The piece by Vena Rota is formalized as a conspiranoid perfoweb in which the fears of reactionary subjectivity that fear losing its power over the construction of the world resonate. That is why this perfoweb necessarily dialogues, albeit from sarcasm, with the conservative political, social and media contingency of Paraguay. The same one that accuses the work of human rights NGOs, the discourses of gender ideology (never before has Judith Butler's philosophy been explained so well summarized), identity politics or abortion feminism, of imposing a “new world order”.
Vena Rota appropriates this terminology by betting on a new world disorder, a non-heterosexual one, sterile in the way of Lee Edelman and at the same time utopian and vitalist in the line of José Esteban Muñoz. A new world disorder that appeals to another sensitive disposition, hacker and abortionist, an agenda of fragility that affects the old prevailing constitutions. And in effect, from the point of view of the legal codes, the disorder will be different from how its guardians imagined it.
There is a strange form of sustainability involved in this policy of letting some parts die so that others can be born. Reorganizing life implies being able to turn the historically received violence into a sexual fetish that proudly embodies what has hitherto been declared pathological. It is the power of the deviant that pleases its own filth without conditions.
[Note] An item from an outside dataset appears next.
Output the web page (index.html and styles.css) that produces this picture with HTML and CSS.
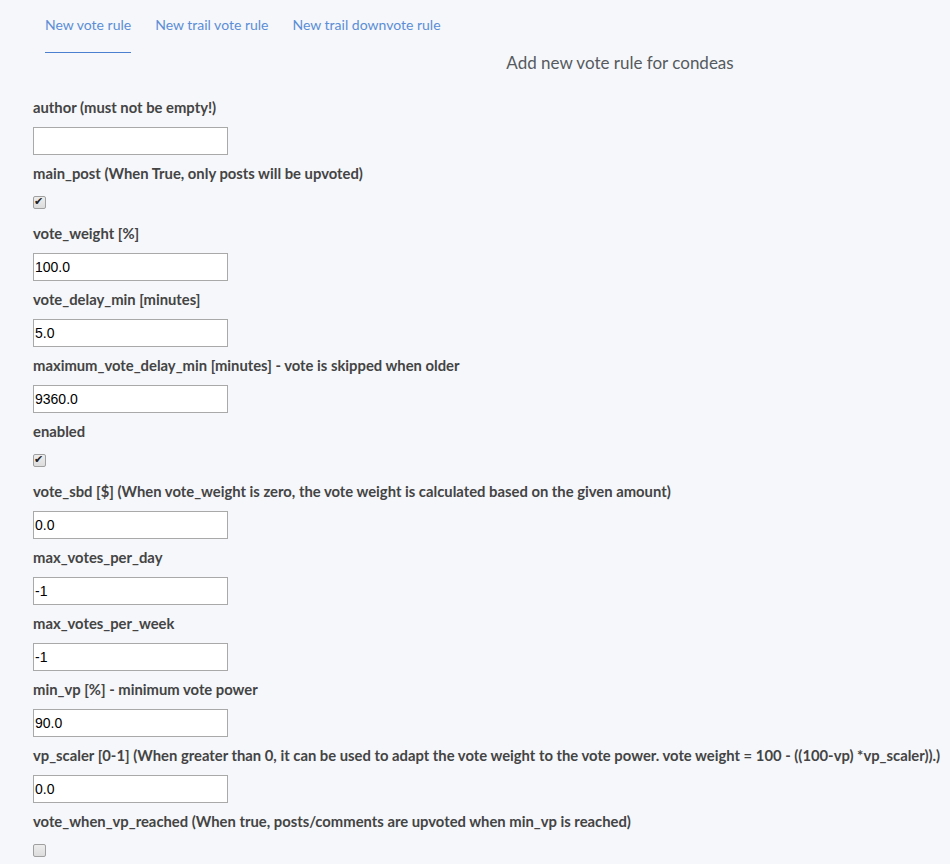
FILE: index.html
```html
<!DOCTYPE html>
<html>
<head>
<meta charset="utf-8">
<link rel="stylesheet" href="styles.css">
</head>
<body>
<nav class="tabs">
  <a class="tab active">New vote rule</a>
  <a class="tab">New trail vote rule</a>
  <a class="tab">New trail downvote rule</a>
</nav>
<h2 class="title">Add new vote rule for condeas</h2>
<form class="form">
  <div class="field"><label class="lbl">author (must not be empty!)</label><input class="inp" type="text" value=""></div>
  <div class="field check"><label class="lbl">main_post (When True, only posts will be upvoted)</label><input class="cb" type="checkbox" checked></div>
  <div class="field"><label class="lbl">vote_weight [%]</label><input class="inp" type="text" value="100.0"></div>
  <div class="field"><label class="lbl">vote_delay_min [minutes]</label><input class="inp" type="text" value="5.0"></div>
  <div class="field"><label class="lbl">maximum_vote_delay_min [minutes] - vote is skipped when older</label><input class="inp" type="text" value="9360.0"></div>
  <div class="field check"><label class="lbl">enabled</label><input class="cb" type="checkbox" checked></div>
  <div class="field"><label class="lbl">vote_sbd [$] (When vote_weight is zero, the vote weight is calculated based on the given amount)</label><input class="inp" type="text" value="0.0"></div>
  <div class="field"><label class="lbl">max_votes_per_day</label><input class="inp" type="text" value="-1"></div>
  <div class="field"><label class="lbl">max_votes_per_week</label><input class="inp" type="text" value="-1"></div>
  <div class="field"><label class="lbl">min_vp [%] - minimum vote power</label><input class="inp" type="text" value="90.0"></div>
  <div class="field"><label class="lbl">vp_scaler [0-1] (When greater than 0, it can be used to adapt the vote weight to the vote power. vote weight = 100 - ((100-vp) *vp_scaler)).)</label><input class="inp" type="text" value="0.0"></div>
  <div class="field check"><label class="lbl">vote_when_vp_reached (When true, posts/comments are upvoted when min_vp is reached)</label><input class="cb" type="checkbox"></div>
</form>
</body>
</html>
```

FILE: styles.css
```css
html, body {
  margin: 0;
  padding: 0;
  background: #f5f7fa;
  font-family: "Lato", "Liberation Sans", sans-serif;
}
.tabs {
  display: flex;
  gap: 24px;
  padding: 15px 0 0 45px;
  height: 38px;
}
.tab {
  color: #5b8ed6;
  font-size: 14px;
  line-height: 20px;
  height: 38px;
  box-sizing: border-box;
  cursor: pointer;
}
.tab.active {
  border-bottom: 1px solid #4a80cf;
}
.title {
  margin: 0;
  padding-left: 290px;
  text-align: center;
  font-weight: normal;
  font-size: 17px;
  line-height: 20px;
  color: #555a60;
}
.form {
  padding: 24px 0 0 33px;
  display: flex;
  flex-direction: column;
}
.field {
  display: flex;
  flex-direction: column;
  align-items: flex-start;
  padding-bottom: 8px;
}
.lbl {
  font-weight: bold;
  font-size: 14.8px;
  line-height: 20px;
  color: #444;
  margin-bottom: 10px;
  white-space: nowrap;
}
.inp {
  width: 195px;
  height: 28px;
  box-sizing: border-box;
  border: 1px solid #a9a9a9;
  background: #fff;
  padding: 1px;
  margin: 0;
  font-family: "Liberation Sans", Arial, sans-serif;
  font-size: 14px;
  color: #000;
}
.check .lbl {
  margin-bottom: 13px;
}
.cb {
  appearance: none;
  -webkit-appearance: none;
  position: relative;
  width: 13px;
  height: 13px;
  margin: 0 0 6px 0;
  border: 1px solid #a0a0a0;
  border-radius: 2px;
  background: linear-gradient(#ededed, #dcdcdc);
  box-sizing: border-box;
}
.cb:checked::after {
  content: "\2714";
  position: absolute;
  left: 0px;
  top: -2px;
  font-size: 11px;
  line-height: 14px;
  color: #222;
  font-family: "DejaVu Sans", sans-serif;
}
```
In the old order, comfort was anchored in the exclusivity of the heteronorm, of cis-sexuality, the naturalization of racism, the control of the bodies and the network. But, in disorder, the comfort of privilege is extinguished. And the worst thing is that there is no one to blame, no head to cut off. There is no one behind, but an uncontrolled micropolitical crowd, like a virus running through the veins of the world, or through the optic fiber wiring under the oceans, an indisputable part of its contemporary arteries, that can also be broken veins.